━━━ MATERIAL PROVIDED
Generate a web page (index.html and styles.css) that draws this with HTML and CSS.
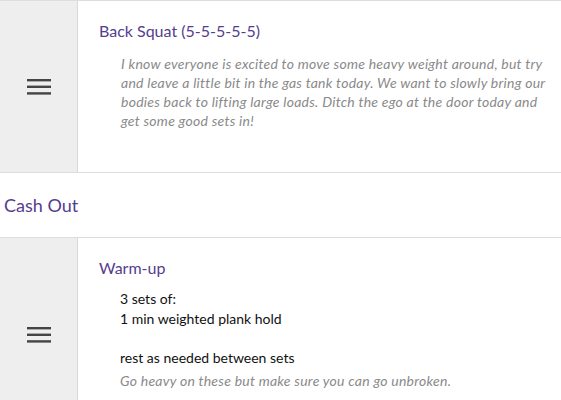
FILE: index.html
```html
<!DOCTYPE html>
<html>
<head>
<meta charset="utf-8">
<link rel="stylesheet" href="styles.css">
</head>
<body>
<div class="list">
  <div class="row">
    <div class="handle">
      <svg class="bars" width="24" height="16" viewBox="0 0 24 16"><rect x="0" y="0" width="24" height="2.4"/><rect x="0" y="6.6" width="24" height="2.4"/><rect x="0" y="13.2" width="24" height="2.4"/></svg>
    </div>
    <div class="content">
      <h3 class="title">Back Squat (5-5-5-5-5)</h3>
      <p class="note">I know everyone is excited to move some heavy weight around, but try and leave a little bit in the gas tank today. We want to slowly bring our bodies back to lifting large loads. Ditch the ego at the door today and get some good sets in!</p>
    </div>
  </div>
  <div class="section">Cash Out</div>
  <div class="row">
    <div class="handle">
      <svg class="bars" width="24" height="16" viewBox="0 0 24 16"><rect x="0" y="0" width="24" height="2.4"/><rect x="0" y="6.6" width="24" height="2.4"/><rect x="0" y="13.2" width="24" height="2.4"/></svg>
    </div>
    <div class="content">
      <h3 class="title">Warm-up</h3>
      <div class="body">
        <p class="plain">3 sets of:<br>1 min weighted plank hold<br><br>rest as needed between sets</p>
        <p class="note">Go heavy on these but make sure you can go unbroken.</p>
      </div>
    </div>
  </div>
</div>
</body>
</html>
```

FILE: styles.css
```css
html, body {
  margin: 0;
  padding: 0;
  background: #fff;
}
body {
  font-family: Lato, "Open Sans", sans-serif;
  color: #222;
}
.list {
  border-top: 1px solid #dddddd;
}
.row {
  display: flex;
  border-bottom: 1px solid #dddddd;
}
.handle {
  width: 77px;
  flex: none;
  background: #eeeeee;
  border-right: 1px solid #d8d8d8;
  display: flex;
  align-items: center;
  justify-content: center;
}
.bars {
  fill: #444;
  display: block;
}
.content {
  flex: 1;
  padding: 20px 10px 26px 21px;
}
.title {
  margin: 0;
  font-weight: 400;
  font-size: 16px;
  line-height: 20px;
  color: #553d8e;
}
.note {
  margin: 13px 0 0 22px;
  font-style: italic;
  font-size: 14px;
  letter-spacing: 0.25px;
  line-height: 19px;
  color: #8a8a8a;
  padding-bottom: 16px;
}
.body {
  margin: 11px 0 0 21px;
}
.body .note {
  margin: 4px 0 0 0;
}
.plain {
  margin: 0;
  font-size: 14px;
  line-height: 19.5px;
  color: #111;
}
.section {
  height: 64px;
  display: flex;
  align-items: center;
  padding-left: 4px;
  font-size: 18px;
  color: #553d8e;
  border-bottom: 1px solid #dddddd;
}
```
━━━━━━
▶ [REQUIREMENTS]:
Repeat all of the data above word for word, minus the pictures.

▶ [TASK RESPONSE]:
Generate a web page (index.html and styles.css) that draws this with HTML and CSS.
FILE: index.html
```html
<!DOCTYPE html>
<html>
<head>
<meta charset="utf-8">
<link rel="stylesheet" href="styles.css">
</head>
<body>
<div class="list">
  <div class="row">
    <div class="handle">
      <svg class="bars" width="24" height="16" viewBox="0 0 24 16"><rect x="0" y="0" width="24" height="2.4"/><rect x="0" y="6.6" width="24" height="2.4"/><rect x="0" y="13.2" width="24" height="2.4"/></svg>
    </div>
    <div class="content">
      <h3 class="title">Back Squat (5-5-5-5-5)</h3>
      <p class="note">I know everyone is excited to move some heavy weight around, but try and leave a little bit in the gas tank today. We want to slowly bring our bodies back to lifting large loads. Ditch the ego at the door today and get some good sets in!</p>
    </div>
  </div>
  <div class="section">Cash Out</div>
  <div class="row">
    <div class="handle">
      <svg class="bars" width="24" height="16" viewBox="0 0 24 16"><rect x="0" y="0" width="24" height="2.4"/><rect x="0" y="6.6" width="24" height="2.4"/><rect x="0" y="13.2" width="24" height="2.4"/></svg>
    </div>
    <div class="content">
      <h3 class="title">Warm-up</h3>
      <div class="body">
        <p class="plain">3 sets of:<br>1 min weighted plank hold<br><br>rest as needed between sets</p>
        <p class="note">Go heavy on these but make sure you can go unbroken.</p>
      </div>
    </div>
  </div>
</div>
</body>
</html>
```

FILE: styles.css
```css
html, body {
  margin: 0;
  padding: 0;
  background: #fff;
}
body {
  font-family: Lato, "Open Sans", sans-serif;
  color: #222;
}
.list {
  border-top: 1px solid #dddddd;
}
.row {
  display: flex;
  border-bottom: 1px solid #dddddd;
}
.handle {
  width: 77px;
  flex: none;
  background: #eeeeee;
  border-right: 1px solid #d8d8d8;
  display: flex;
  align-items: center;
  justify-content: center;
}
.bars {
  fill: #444;
  display: block;
}
.content {
  flex: 1;
  padding: 20px 10px 26px 21px;
}
.title {
  margin: 0;
  font-weight: 400;
  font-size: 16px;
  line-height: 20px;
  color: #553d8e;
}
.note {
  margin: 13px 0 0 22px;
  font-style: italic;
  font-size: 14px;
  letter-spacing: 0.25px;
  line-height: 19px;
  color: #8a8a8a;
  padding-bottom: 16px;
}
.body {
  margin: 11px 0 0 21px;
}
.body .note {
  margin: 4px 0 0 0;
}
.plain {
  margin: 0;
  font-size: 14px;
  line-height: 19.5px;
  color: #111;
}
.section {
  height: 64px;
  display: flex;
  align-items: center;
  padding-left: 4px;
  font-size: 18px;
  color: #553d8e;
  border-bottom: 1px solid #dddddd;
}
```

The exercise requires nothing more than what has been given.